Un parcours du combattant pour les cinq millions de Syriens qui se sont réfugiés dans d'autres pays, ou les six millions de déplacés internes ayant fui leurs maisons. Ils risquent de ne pas avoir la paperasse nécessaire, de connaître des difficultés financières, ou d'être dans l'incapacité de respecter les délais impartis.

"Vu l'ampleur des déplacements et la perte des documents personnels, la loi ne donne pas aux gens suffisamment de temps pour réclamer leurs droits", déplore Mme Kayyali, qui dénonce "d'importants obstacles financiers et bureaucratiques".

- Documents perdus -

Dans un pays où des villes entières ont été rasées par les bombardements, la loi ne fait même pas mention des déplacés.

"La question est traitée comme si rien n'était jamais arrivé, et que tout le monde était en Syrie, capable de déléguer un avocat, ou de venir revendiquer un droit de propriété", déplore Diana Semaan, chercheuse auprès d'Amnesty International.

Selon la loi, une fois qu'une zone de développement a été définie, les autorités ont un mois pour notifier les propriétaires, par le biais d'une annonce publique.

Ceux dont les titres de propriété sont enregistrés auprès des autorités reçoivent automatiquement des actions. Mais quand ce n'est pas le cas, le citoyen a trente jours pour prouver qu'il est propriétaire.

C'est là tout le noeud du problème: même avant la guerre, une "proportion significative" de la population n'enregistrait pas les titres de propriété, selon un rapport publié en 2016 par une ONG, le Conseil norvégien des réfugiés (NRC).

Et les Syriens en règle ne sont pas à l'abri des tracasseries. Les administrations publiques où se trouvaient les documents officiels n'ont parfois pas survécu aux violences.

"La perte de ces documents peut permettre l'occupation ou le transfert des propriétés à d'autres individus ou entités commerciales", met en garde le NRC.

- "Maintenant, c'est fini"! -

Quant à ceux qui fuient la guerre dans la précipitation, ils n'ont pas nécessairement eu en tête d'emporter un titre de propriété, des factures, voire même leur carte d'identité.

En Jordanie, seul 20% des réfugiés interrogés par le NRC ont indiqué avoir en leur possession ces documents.

Dans le nord-ouest de la Syrie, ils sont moins de 40% parmi les déplacés chassés par l'offensive du régime dans la Ghouta orientale et interrogés par une organisation de la société civile syrienne.

Mme Semaan estime que la valeur des actions offertes en compensation risque d'être "bien plus faible" que celle du terrain saisi, dénonçant une évaluation des biens qui n'est parfois pas "équitable".

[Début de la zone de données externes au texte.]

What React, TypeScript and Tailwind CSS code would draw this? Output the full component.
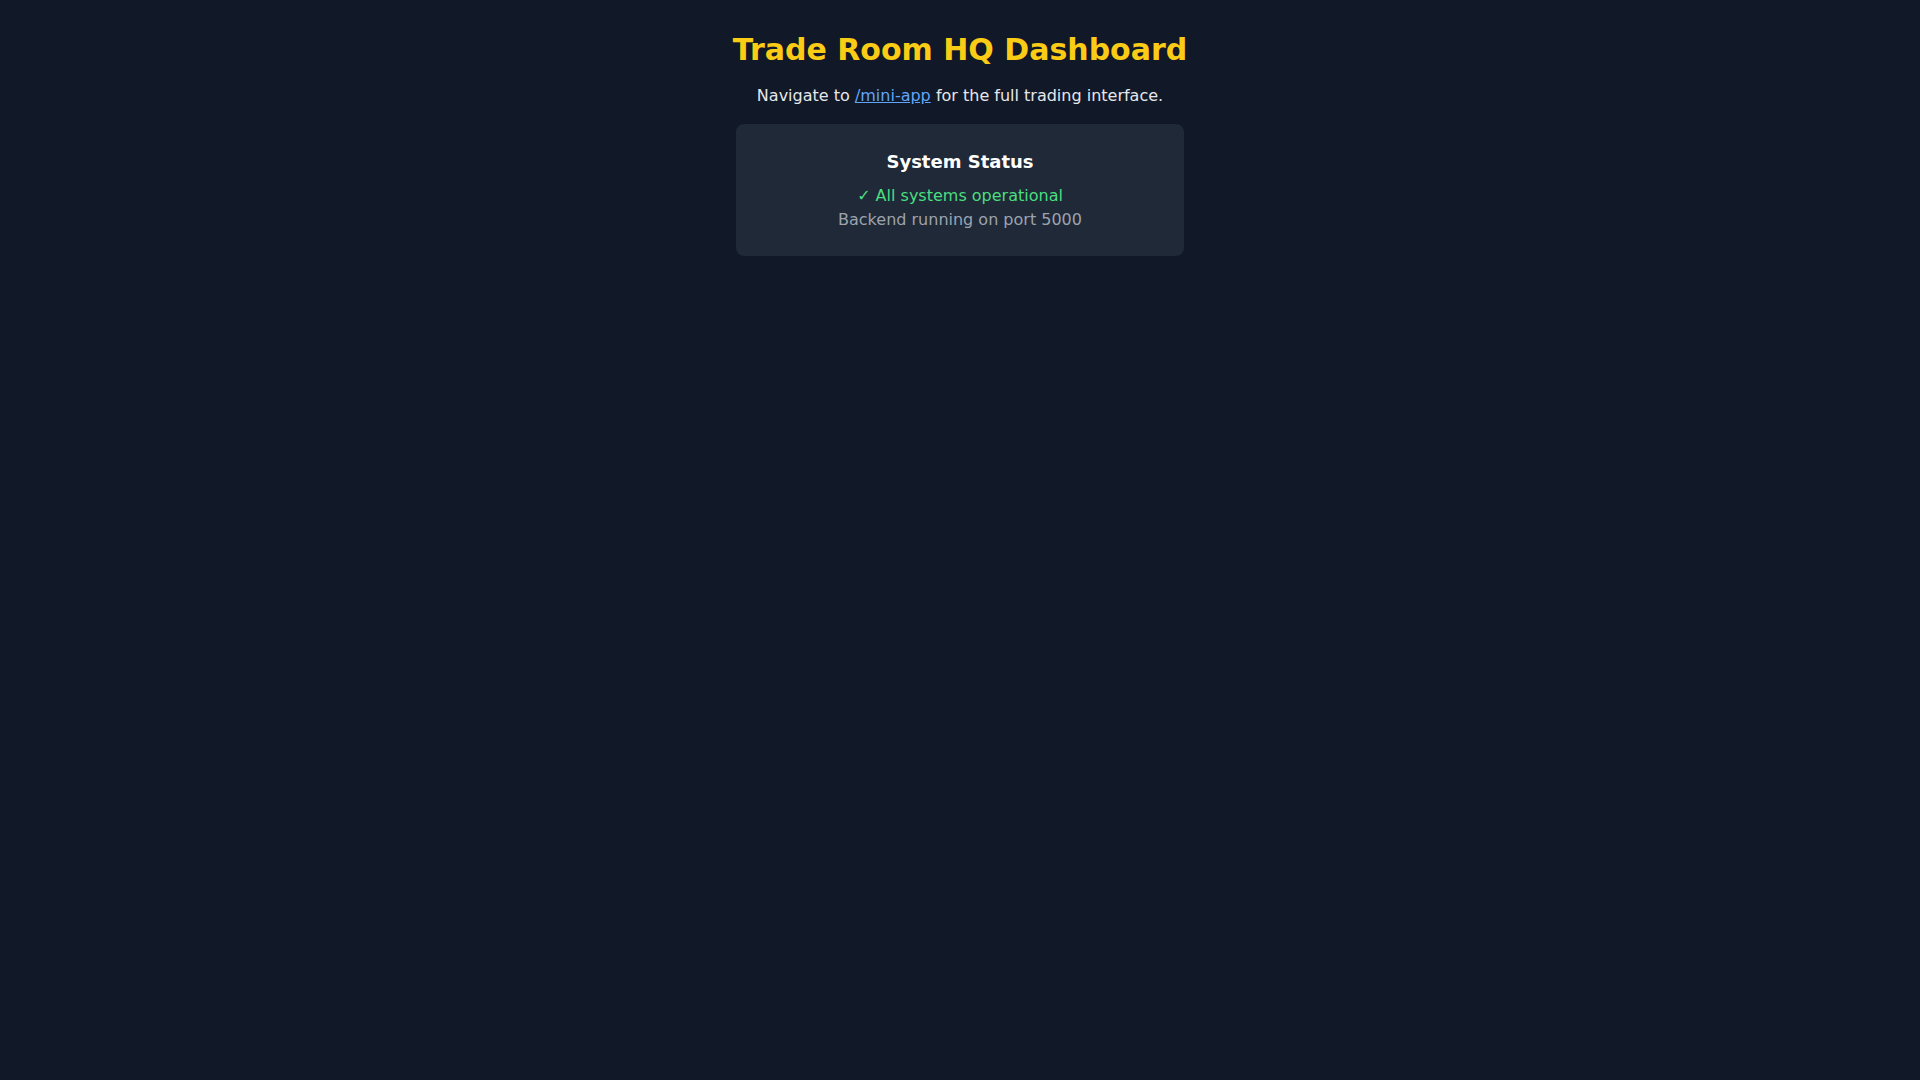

Une loi passée en 2012 permet déjà au gouvernement d'exproprier toute personne accusée de "terrorisme", la terminologie habituellement utilisée par le régime pour qualifier les dissidents.

Et selon l'avocat syrien Hussein Bakri, avec le décret numéro 10, les habitants des zones gouvernementales vont craindre des arrestations s'ils entament les procédures au profit de proches absents, qui peuvent être qualifiés, parfois arbitrairement, d'opposants.

La nouvelle loi "va inévitablement faire que les propriétaires vont perdre leurs droits et être expropriés, au profit des partisans du régime", dit-il.

Dans un pays à l'économie ravagée par la guerre, la terre est une ressource inestimable pour le régime, estime Jihad Yazigi, directeur de l'hebdomadaire en ligne Syria Report.

"Que peut-il faire d'autre? Les industries? l'agriculture? les banques? Non. La terre a de nombreux avantages", explique-t-il.

Il ne se fait pas d'illusions sur le sort des propriétaires exilés. "S'ils avaient encore un peu d'espoir de revenir, maintenant c'est fini"!